Task goal: In the listing below, find every line containing "full" and copy it out.
——
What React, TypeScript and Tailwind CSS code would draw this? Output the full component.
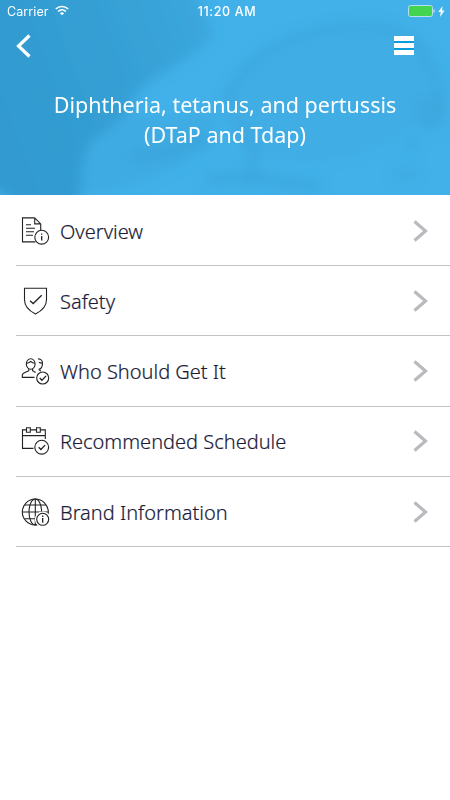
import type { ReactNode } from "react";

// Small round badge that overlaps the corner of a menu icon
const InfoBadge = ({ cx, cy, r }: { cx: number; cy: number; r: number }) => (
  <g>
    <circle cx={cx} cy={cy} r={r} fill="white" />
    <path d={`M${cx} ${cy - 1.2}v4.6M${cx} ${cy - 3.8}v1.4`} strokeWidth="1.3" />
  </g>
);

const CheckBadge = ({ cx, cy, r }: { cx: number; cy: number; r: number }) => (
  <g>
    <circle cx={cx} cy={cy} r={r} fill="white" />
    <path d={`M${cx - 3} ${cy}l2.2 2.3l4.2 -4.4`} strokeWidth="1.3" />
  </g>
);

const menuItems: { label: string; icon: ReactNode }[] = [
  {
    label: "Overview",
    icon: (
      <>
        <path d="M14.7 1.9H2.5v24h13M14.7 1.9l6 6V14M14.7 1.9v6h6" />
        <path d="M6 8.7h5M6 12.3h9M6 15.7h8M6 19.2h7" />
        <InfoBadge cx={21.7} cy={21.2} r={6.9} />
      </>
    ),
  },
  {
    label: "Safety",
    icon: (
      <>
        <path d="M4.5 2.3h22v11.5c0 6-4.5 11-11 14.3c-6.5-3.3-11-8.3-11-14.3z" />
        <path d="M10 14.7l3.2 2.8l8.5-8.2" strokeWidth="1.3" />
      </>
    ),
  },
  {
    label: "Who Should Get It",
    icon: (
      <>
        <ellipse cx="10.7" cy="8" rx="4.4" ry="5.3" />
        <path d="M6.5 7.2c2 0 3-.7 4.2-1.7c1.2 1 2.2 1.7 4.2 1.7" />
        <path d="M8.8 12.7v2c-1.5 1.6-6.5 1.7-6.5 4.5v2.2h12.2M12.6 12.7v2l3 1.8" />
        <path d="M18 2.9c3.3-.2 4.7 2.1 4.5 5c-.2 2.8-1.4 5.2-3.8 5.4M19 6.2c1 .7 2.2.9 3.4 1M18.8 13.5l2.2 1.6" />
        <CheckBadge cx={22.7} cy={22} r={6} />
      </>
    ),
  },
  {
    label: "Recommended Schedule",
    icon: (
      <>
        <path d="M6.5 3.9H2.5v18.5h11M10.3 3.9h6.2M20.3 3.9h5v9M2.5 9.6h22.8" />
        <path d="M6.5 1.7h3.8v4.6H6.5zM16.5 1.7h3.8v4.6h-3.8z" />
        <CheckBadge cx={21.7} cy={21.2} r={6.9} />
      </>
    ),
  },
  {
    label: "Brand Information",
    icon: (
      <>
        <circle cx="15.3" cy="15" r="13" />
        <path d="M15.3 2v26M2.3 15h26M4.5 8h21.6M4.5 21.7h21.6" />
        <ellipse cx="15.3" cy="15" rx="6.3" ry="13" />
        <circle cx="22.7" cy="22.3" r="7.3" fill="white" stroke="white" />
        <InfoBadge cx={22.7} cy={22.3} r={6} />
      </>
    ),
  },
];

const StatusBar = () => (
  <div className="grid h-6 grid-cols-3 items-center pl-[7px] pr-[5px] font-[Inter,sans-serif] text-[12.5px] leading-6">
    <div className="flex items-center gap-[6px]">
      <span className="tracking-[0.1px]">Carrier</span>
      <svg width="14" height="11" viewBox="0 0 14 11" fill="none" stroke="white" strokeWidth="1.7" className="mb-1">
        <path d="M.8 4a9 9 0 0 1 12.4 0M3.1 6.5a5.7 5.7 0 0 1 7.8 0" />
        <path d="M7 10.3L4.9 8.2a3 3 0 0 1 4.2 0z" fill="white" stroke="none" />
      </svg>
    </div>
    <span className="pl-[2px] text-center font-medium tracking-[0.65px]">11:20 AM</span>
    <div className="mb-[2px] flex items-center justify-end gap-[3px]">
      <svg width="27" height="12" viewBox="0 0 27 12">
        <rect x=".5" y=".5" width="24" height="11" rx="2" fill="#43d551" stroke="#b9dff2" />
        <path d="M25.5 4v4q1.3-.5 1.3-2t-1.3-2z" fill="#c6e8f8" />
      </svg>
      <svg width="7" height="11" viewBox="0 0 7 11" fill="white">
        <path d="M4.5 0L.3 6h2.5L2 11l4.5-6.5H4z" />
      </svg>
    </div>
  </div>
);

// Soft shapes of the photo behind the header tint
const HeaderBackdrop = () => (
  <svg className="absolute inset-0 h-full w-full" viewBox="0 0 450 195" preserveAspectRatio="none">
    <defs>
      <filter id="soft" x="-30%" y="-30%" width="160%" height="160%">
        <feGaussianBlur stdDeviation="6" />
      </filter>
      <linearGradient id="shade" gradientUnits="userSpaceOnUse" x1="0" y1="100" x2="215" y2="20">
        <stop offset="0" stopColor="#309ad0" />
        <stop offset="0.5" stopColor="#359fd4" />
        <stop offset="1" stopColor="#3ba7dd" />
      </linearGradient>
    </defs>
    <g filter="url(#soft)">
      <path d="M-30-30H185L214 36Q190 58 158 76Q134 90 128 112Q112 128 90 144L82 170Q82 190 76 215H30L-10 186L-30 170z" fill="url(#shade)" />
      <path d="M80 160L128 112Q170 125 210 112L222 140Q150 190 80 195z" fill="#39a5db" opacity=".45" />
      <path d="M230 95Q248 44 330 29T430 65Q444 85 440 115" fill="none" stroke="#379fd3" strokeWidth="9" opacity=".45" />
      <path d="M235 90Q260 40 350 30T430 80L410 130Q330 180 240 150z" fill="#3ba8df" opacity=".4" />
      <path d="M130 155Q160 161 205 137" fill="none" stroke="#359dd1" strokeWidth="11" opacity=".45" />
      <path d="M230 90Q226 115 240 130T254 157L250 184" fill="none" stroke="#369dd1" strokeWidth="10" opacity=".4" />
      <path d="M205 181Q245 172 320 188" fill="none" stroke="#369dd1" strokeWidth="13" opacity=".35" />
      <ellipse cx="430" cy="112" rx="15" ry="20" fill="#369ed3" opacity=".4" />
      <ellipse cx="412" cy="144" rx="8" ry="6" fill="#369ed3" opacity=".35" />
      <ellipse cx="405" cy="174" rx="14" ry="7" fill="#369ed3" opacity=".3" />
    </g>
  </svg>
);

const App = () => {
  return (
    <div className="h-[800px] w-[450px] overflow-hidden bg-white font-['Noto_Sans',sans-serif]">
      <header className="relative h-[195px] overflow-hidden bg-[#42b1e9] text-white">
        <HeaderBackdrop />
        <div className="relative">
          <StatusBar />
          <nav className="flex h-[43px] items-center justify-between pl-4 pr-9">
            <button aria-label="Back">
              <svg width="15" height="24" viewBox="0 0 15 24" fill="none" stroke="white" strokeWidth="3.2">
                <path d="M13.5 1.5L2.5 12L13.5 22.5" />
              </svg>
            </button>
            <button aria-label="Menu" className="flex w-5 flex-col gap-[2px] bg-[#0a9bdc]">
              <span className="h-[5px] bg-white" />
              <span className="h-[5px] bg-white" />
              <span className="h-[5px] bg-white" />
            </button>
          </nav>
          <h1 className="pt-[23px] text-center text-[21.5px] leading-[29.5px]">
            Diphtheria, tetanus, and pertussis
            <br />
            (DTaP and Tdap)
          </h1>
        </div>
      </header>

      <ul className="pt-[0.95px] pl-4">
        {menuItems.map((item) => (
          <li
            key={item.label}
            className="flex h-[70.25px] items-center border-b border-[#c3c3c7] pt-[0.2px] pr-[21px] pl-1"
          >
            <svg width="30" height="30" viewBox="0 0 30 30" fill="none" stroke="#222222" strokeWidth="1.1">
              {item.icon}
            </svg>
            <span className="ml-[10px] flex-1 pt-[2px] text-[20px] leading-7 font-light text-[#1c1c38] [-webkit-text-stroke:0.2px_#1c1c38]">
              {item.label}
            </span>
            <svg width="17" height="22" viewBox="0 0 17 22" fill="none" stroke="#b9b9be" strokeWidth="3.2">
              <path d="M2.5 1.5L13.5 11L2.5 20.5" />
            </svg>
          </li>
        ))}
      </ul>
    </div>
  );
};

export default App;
——
Result of the exercise:
What React, TypeScript and Tailwind CSS code would draw this? Output the full component.
  <svg className="absolute inset-0 h-full w-full" viewBox="0 0 450 195" preserveAspectRatio="none">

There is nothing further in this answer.